The rest of the roster isn’t too shabby, though quality depth in a couple of spots might be a problem. If starting pitchers Dinelson Lamet and Garrett Richards can stay healthy for two months to solidify the rotation, and third baseman Manny Machado gets going at the plate, the Padres could run up their win tally against the bottom-dwelling Rockies and Giants, better the evenly matched Diamondbacks and sneak into October as a wild-card entrant.

A’s

No team has gotten as hot as Oakland at its peak over the past two years — during the second halves of 2018 and 2019 combined, the A’s went 108-54. In a rare turn of events for the club, most key roster components are returning for a third straight year. Plus, manager Bob Melvin’s pitching staff is designed to put a heavy burden on its bullpen, a sound strategy considering there aren’t enough games for back-end pieces to wear down.

There’s also a lot of pressure. Like in 2002 and 2014, the A’s know they are likely about to shed stars to free agency and must break through soon. Marcus Semien hits the open market this offseason, and Matt Chapman and Matt Olson are a year away from arbitration. Oakland has not responded well to October stress since the turn of the century.
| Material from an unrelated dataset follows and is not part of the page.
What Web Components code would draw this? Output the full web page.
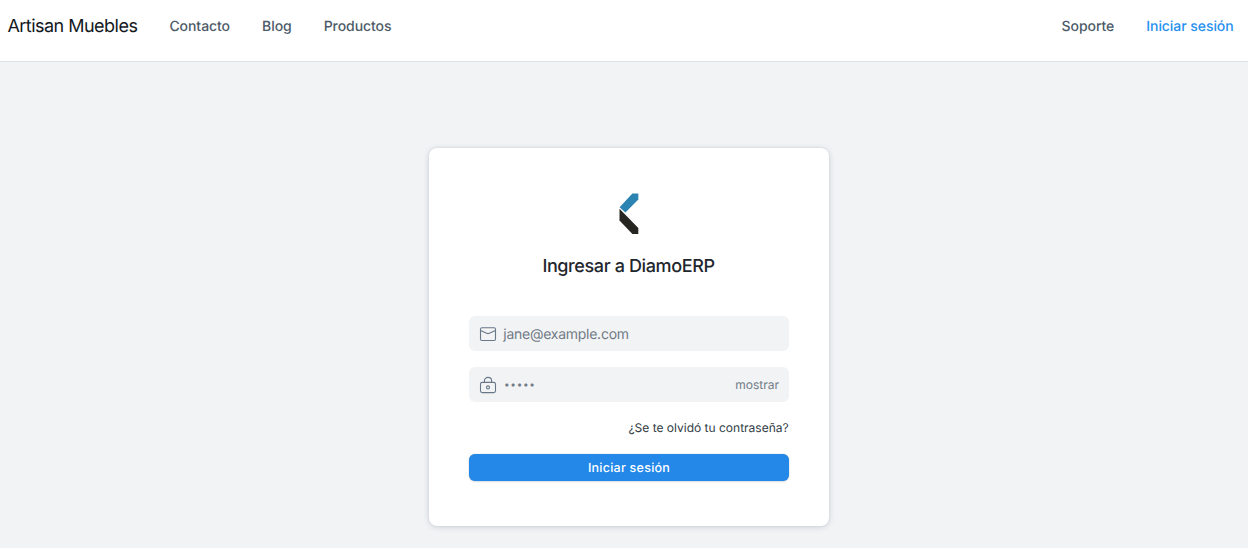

What following baseball long enough teaches spectators, though, is that there is no such thing as destiny, good or bad. The “cursed” White Sox, Red Sox, Cubs and Nationals have won the World Series over the past 20 years. Supposed teams of destiny, such as the 2007 Rockies and 2012 A’s, have been bounced unceremoniously. Even the Yankees have gone 11 years without a title.

So, the snakebitten nature of Oakland squads in recent memory should not rule out a dominant run through a talented set of AL teams in 2020. This group is tight-knit and capable of surprising those who doubt its ability to advance further than the past two years.

Mets

The Mets have so many players who could either be fantastic or non-entities, and the possibility of those guys moving in the right direction this year makes New York an NL East sleeper.

Yoenis Cespedes and Jed Lowrie played in a combined nine games last year while making almost $33 million. Cespedes is back and looking better than expected during exhibitions, but Lowrie is still experiencing lower-body pain. Jeff McNeil and J.D. Davis were phenomenal at the plate last year with minimal track records of MLB success. Robinson Cano, once a regular All-Star, was miserable in all facets of the game. The Mets would be thrilled to have three of the above five players hit at an above-average level to form a decent lineup around Pete Alonso.

A host of Mets pitchers could go either way as well. Is Edwin Diaz OK? Can Dellin Betances return from a year lost to injury as a stud? Does Jeurys Familia have a bounce-back season in him? Will Steven Matz ever be able to fulfill his promise? There’s a really good staff here in one universe and one full of meltdowns in another. 

Mets fans, largely cynical by nature, will expect the worst. Still, they have the right to be excited given the potential payoff if their most volatile players enjoy positive small-sample runs.